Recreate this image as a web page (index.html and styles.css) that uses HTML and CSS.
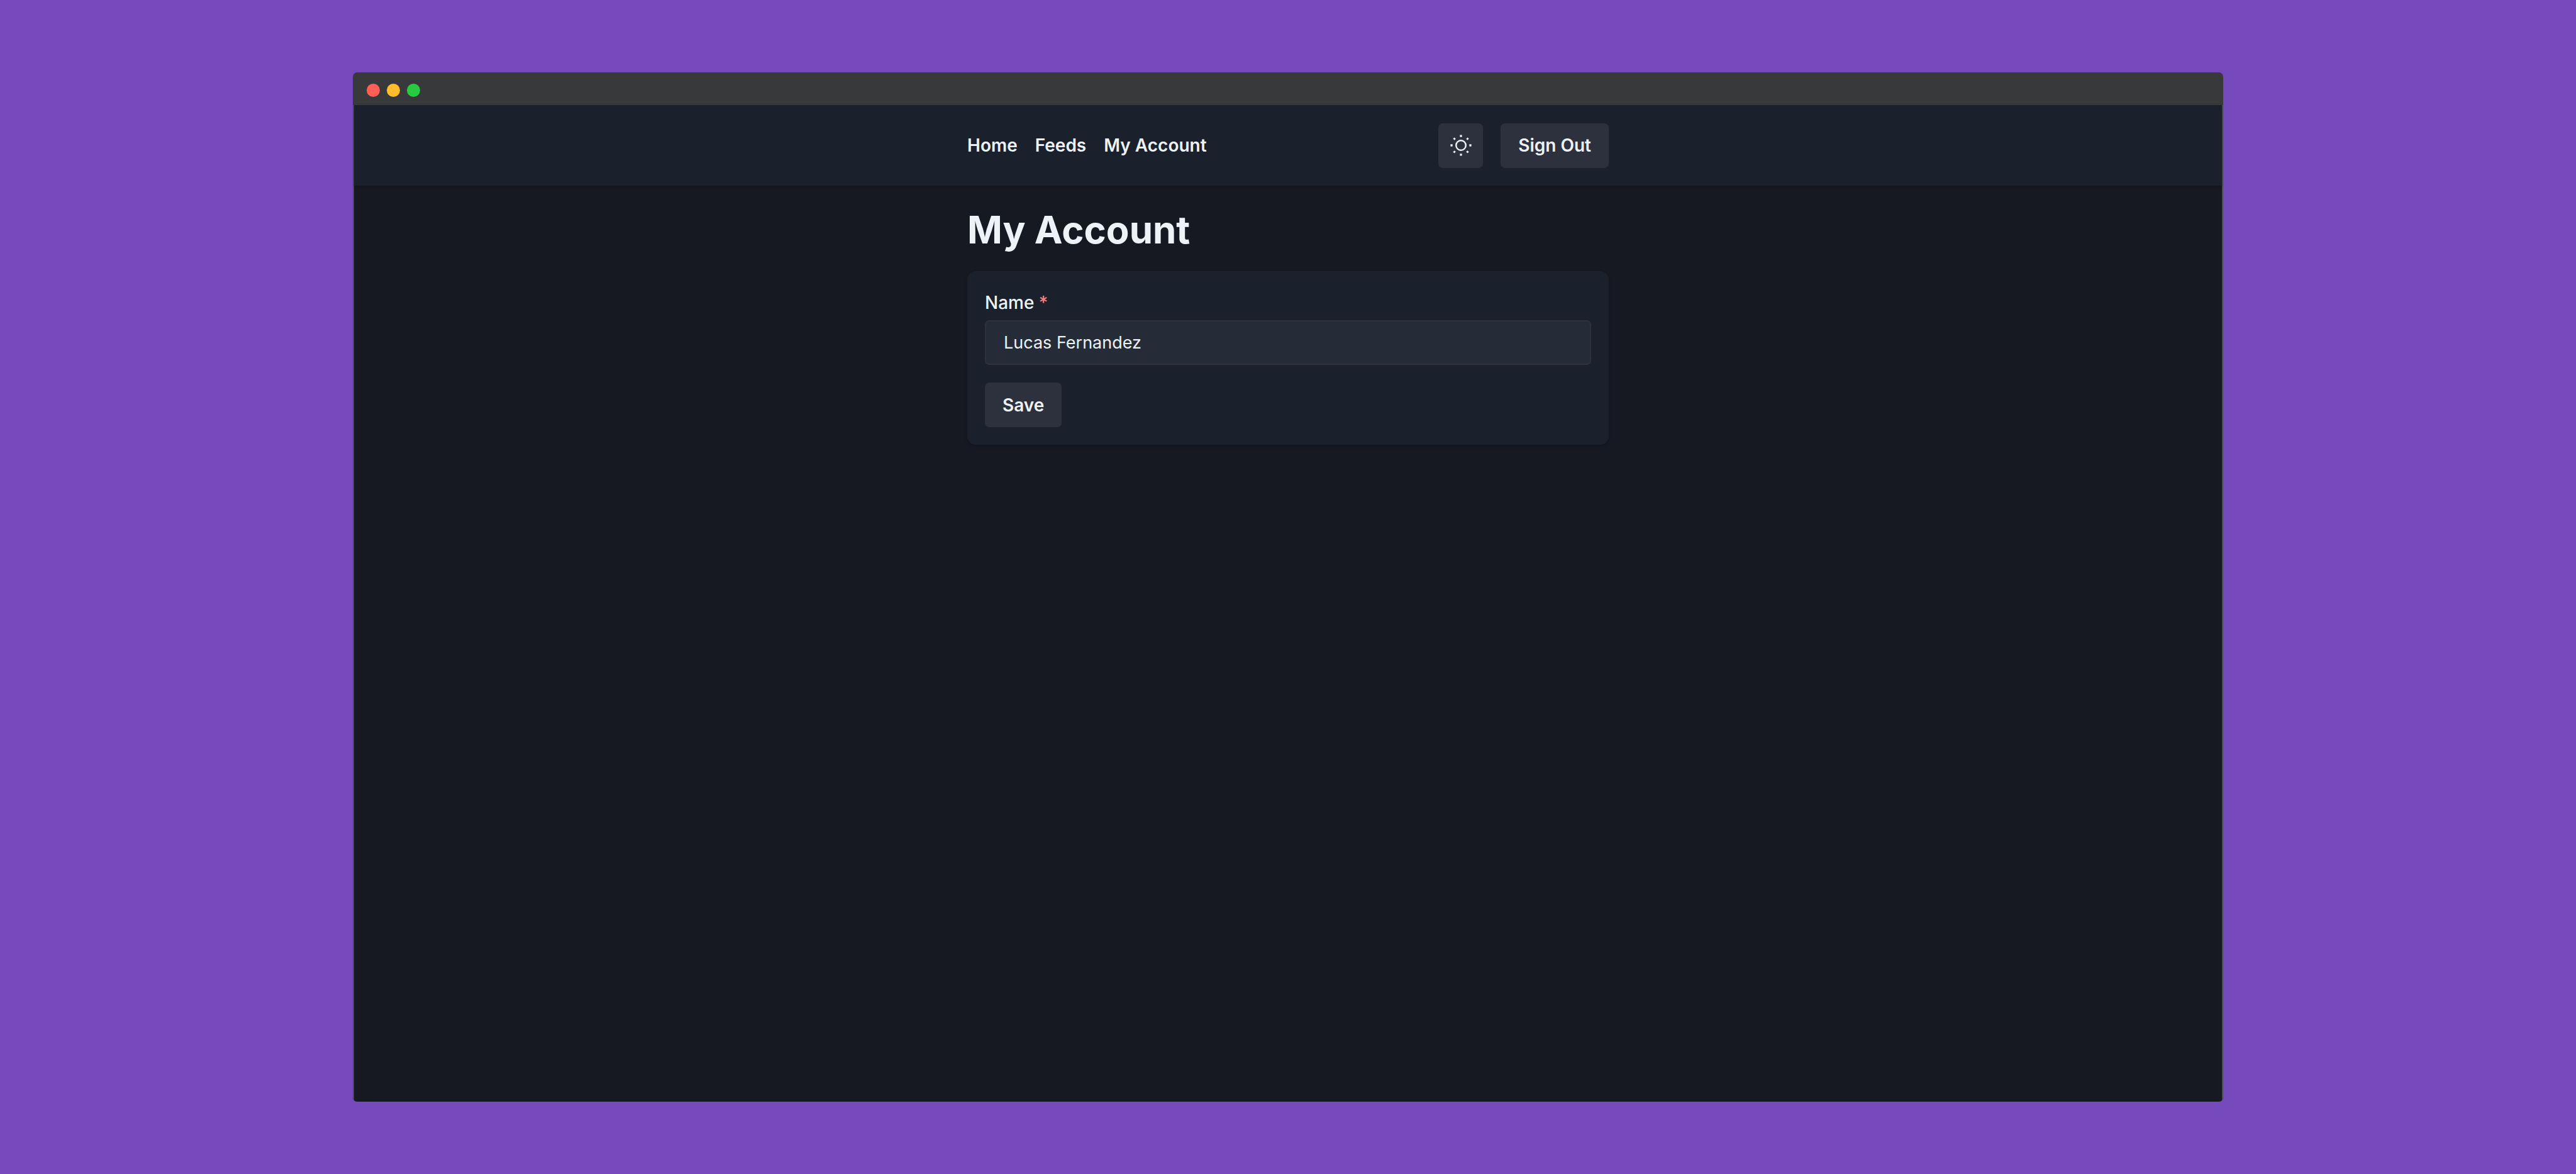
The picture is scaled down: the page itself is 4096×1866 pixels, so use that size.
FILE: index.html
```html
<!DOCTYPE html>
<html lang="en">
<head>
  <meta charset="utf-8">
  <title>My Account</title>
  <link rel="stylesheet" href="styles.css">
</head>
<body>
  <div class="window">
    <div class="titlebar">
      <span class="dot dot-close"></span>
      <span class="dot dot-minimize"></span>
      <span class="dot dot-zoom"></span>
    </div>
    <div class="page">
      <header class="header">
        <div class="container header-row">
          <nav class="nav">
            <a href="#">Home</a>
            <a href="#">Feeds</a>
            <a href="#">My Account</a>
          </nav>
          <div class="actions">
            <button type="button" class="button button-icon" aria-label="Toggle color mode">
              <svg class="icon" viewBox="-22 -22 44 44" aria-hidden="true">
                <circle r="9.5" fill="none" stroke="currentColor" stroke-width="3"/>
                <g fill="currentColor">
                  <path d="M-2-20.3h4v4h-4zM-2 16.3h4v4h-4zM-20.3-2h4v4h-4zM16.3-2h4v4h-4z"/>
                  <path transform="rotate(45)" d="M-1.8-20h3.6v4h-3.6zM-1.8 16h3.6v4h-3.6zM-20-1.8h4v3.6h-4zM16-1.8h4v3.6h-4z"/>
                </g>
              </svg>
            </button>
            <button type="button" class="button">Sign Out</button>
          </div>
        </div>
      </header>
      <main class="container main">
        <h1 class="title">My Account</h1>
        <form class="card">
          <div class="field">
            <label class="label" for="name">Name <span class="required">*</span></label>
            <input class="input" id="name" type="text" value="Lucas Fernandez">
          </div>
          <button type="button" class="button">Save</button>
        </form>
      </main>
    </div>
  </div>
</body>
</html>
```
FILE: styles.css
```css
* {
  box-sizing: border-box;
}

body {
  margin: 0;
  min-height: 100vh;
  padding: 115px 561px;
  display: flex;
  background: #764abc;
  color: #edf2f7;
  font: 400 28px/44px Inter, "Liberation Sans", sans-serif;
}

.window {
  flex: 1;
  display: flex;
  flex-direction: column;
  border-radius: 7px;
  overflow: hidden;
  background: #38393a;
}

.titlebar {
  display: flex;
  align-items: center;
  gap: 11px;
  height: 52px;
  padding: 4px 22px 0;
}

.dot {
  width: 21px;
  height: 21px;
  border-radius: 50%;
}

.dot-close {
  background: #ff5f57;
}

.dot-minimize {
  background: #ffbd2e;
}

.dot-zoom {
  background: #28ca41;
}

.page {
  flex: 1;
  border: solid #494d54;
  border-width: 0 2px;
  background: #161922;
}

.header {
  display: flex;
  align-items: center;
  min-height: 128px;
  background: #1a202c;
  box-shadow: 0 2px 5px rgba(0, 0, 0, 0.2);
}

.container {
  width: 100%;
  max-width: 1020px;
  margin: 0 auto;
}

.header-row,
.nav,
.actions {
  display: flex;
  align-items: center;
  gap: 28px;
}

.header-row {
  justify-content: space-between;
}

.nav a {
  color: inherit;
  font-weight: 600;
  text-decoration: none;
}

.button {
  display: inline-flex;
  align-items: center;
  justify-content: center;
  height: 71px;
  padding: 0 28px;
  border: 0;
  border-radius: 7px;
  background: #2d313d;
  color: inherit;
  font: inherit;
  font-weight: 600;
}

.button-icon {
  width: 71px;
  padding: 0;
}

.icon {
  width: 36px;
  height: 36px;
}

.main {
  padding: 28px 0;
}

.title {
  margin: 0 0 24px;
  font-size: 60px;
  font-weight: 700;
  line-height: 84px;
}

.card {
  display: flex;
  flex-direction: column;
  align-items: flex-start;
  gap: 28px;
  padding: 28px;
  border-radius: 14px;
  background: #1a202c;
  box-shadow: 0 2px 5px rgba(0, 0, 0, 0.15);
}

.field {
  display: flex;
  flex-direction: column;
  gap: 6px;
  width: 100%;
}

.label {
  font-weight: 500;
}

.required {
  color: #fc8181;
}

.input {
  width: 100%;
  height: 71px;
  padding: 0 28px;
  border: 2px solid #2d323d;
  border-radius: 7px;
  outline: 0;
  background: #262c37;
  color: inherit;
  font: inherit;
  font-size: 27px;
}
```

---

- **REQUIREMENT**
Each line of the data is to be duplicated exactly; pictures stay out of the copy.

- **EXERCISE ANSWER**
Recreate this image as a web page (index.html and styles.css) that uses HTML and CSS.
The picture is scaled down: the page itself is 4096×1866 pixels, so use that size.
FILE: index.html
```html
<!DOCTYPE html>
<html lang="en">
<head>
  <meta charset="utf-8">
  <title>My Account</title>
  <link rel="stylesheet" href="styles.css">
</head>
<body>
  <div class="window">
    <div class="titlebar">
      <span class="dot dot-close"></span>
      <span class="dot dot-minimize"></span>
      <span class="dot dot-zoom"></span>
    </div>
    <div class="page">
      <header class="header">
        <div class="container header-row">
          <nav class="nav">
            <a href="#">Home</a>
            <a href="#">Feeds</a>
            <a href="#">My Account</a>
          </nav>
          <div class="actions">
            <button type="button" class="button button-icon" aria-label="Toggle color mode">
              <svg class="icon" viewBox="-22 -22 44 44" aria-hidden="true">
                <circle r="9.5" fill="none" stroke="currentColor" stroke-width="3"/>
                <g fill="currentColor">
                  <path d="M-2-20.3h4v4h-4zM-2 16.3h4v4h-4zM-20.3-2h4v4h-4zM16.3-2h4v4h-4z"/>
                  <path transform="rotate(45)" d="M-1.8-20h3.6v4h-3.6zM-1.8 16h3.6v4h-3.6zM-20-1.8h4v3.6h-4zM16-1.8h4v3.6h-4z"/>
                </g>
              </svg>
            </button>
            <button type="button" class="button">Sign Out</button>
          </div>
        </div>
      </header>
      <main class="container main">
        <h1 class="title">My Account</h1>
        <form class="card">
          <div class="field">
            <label class="label" for="name">Name <span class="required">*</span></label>
            <input class="input" id="name" type="text" value="Lucas Fernandez">
          </div>
          <button type="button" class="button">Save</button>
        </form>
      </main>
    </div>
  </div>
</body>
</html>
```
FILE: styles.css
```css
* {
  box-sizing: border-box;
}

body {
  margin: 0;
  min-height: 100vh;
  padding: 115px 561px;
  display: flex;
  background: #764abc;
  color: #edf2f7;
  font: 400 28px/44px Inter, "Liberation Sans", sans-serif;
}

.window {
  flex: 1;
  display: flex;
  flex-direction: column;
  border-radius: 7px;
  overflow: hidden;
  background: #38393a;
}

.titlebar {
  display: flex;
  align-items: center;
  gap: 11px;
  height: 52px;
  padding: 4px 22px 0;
}

.dot {
  width: 21px;
  height: 21px;
  border-radius: 50%;
}

.dot-close {
  background: #ff5f57;
}

.dot-minimize {
  background: #ffbd2e;
}

.dot-zoom {
  background: #28ca41;
}

.page {
  flex: 1;
  border: solid #494d54;
  border-width: 0 2px;
  background: #161922;
}

.header {
  display: flex;
  align-items: center;
  min-height: 128px;
  background: #1a202c;
  box-shadow: 0 2px 5px rgba(0, 0, 0, 0.2);
}

.container {
  width: 100%;
  max-width: 1020px;
  margin: 0 auto;
}

.header-row,
.nav,
.actions {
  display: flex;
  align-items: center;
  gap: 28px;
}

.header-row {
  justify-content: space-between;
}

.nav a {
  color: inherit;
  font-weight: 600;
  text-decoration: none;
}

.button {
  display: inline-flex;
  align-items: center;
  justify-content: center;
  height: 71px;
  padding: 0 28px;
  border: 0;
  border-radius: 7px;
  background: #2d313d;
  color: inherit;
  font: inherit;
  font-weight: 600;
}

.button-icon {
  width: 71px;
  padding: 0;
}

.icon {
  width: 36px;
  height: 36px;
}

.main {
  padding: 28px 0;
}

.title {
  margin: 0 0 24px;
  font-size: 60px;
  font-weight: 700;
  line-height: 84px;
}

.card {
  display: flex;
  flex-direction: column;
  align-items: flex-start;
  gap: 28px;
  padding: 28px;
  border-radius: 14px;
  background: #1a202c;
  box-shadow: 0 2px 5px rgba(0, 0, 0, 0.15);
}

.field {
  display: flex;
  flex-direction: column;
  gap: 6px;
  width: 100%;
}

.label {
  font-weight: 500;
}

.required {
  color: #fc8181;
}

.input {
  width: 100%;
  height: 71px;
  padding: 0 28px;
  border: 2px solid #2d323d;
  border-radius: 7px;
  outline: 0;
  background: #262c37;
  color: inherit;
  font: inherit;
  font-size: 27px;
}
```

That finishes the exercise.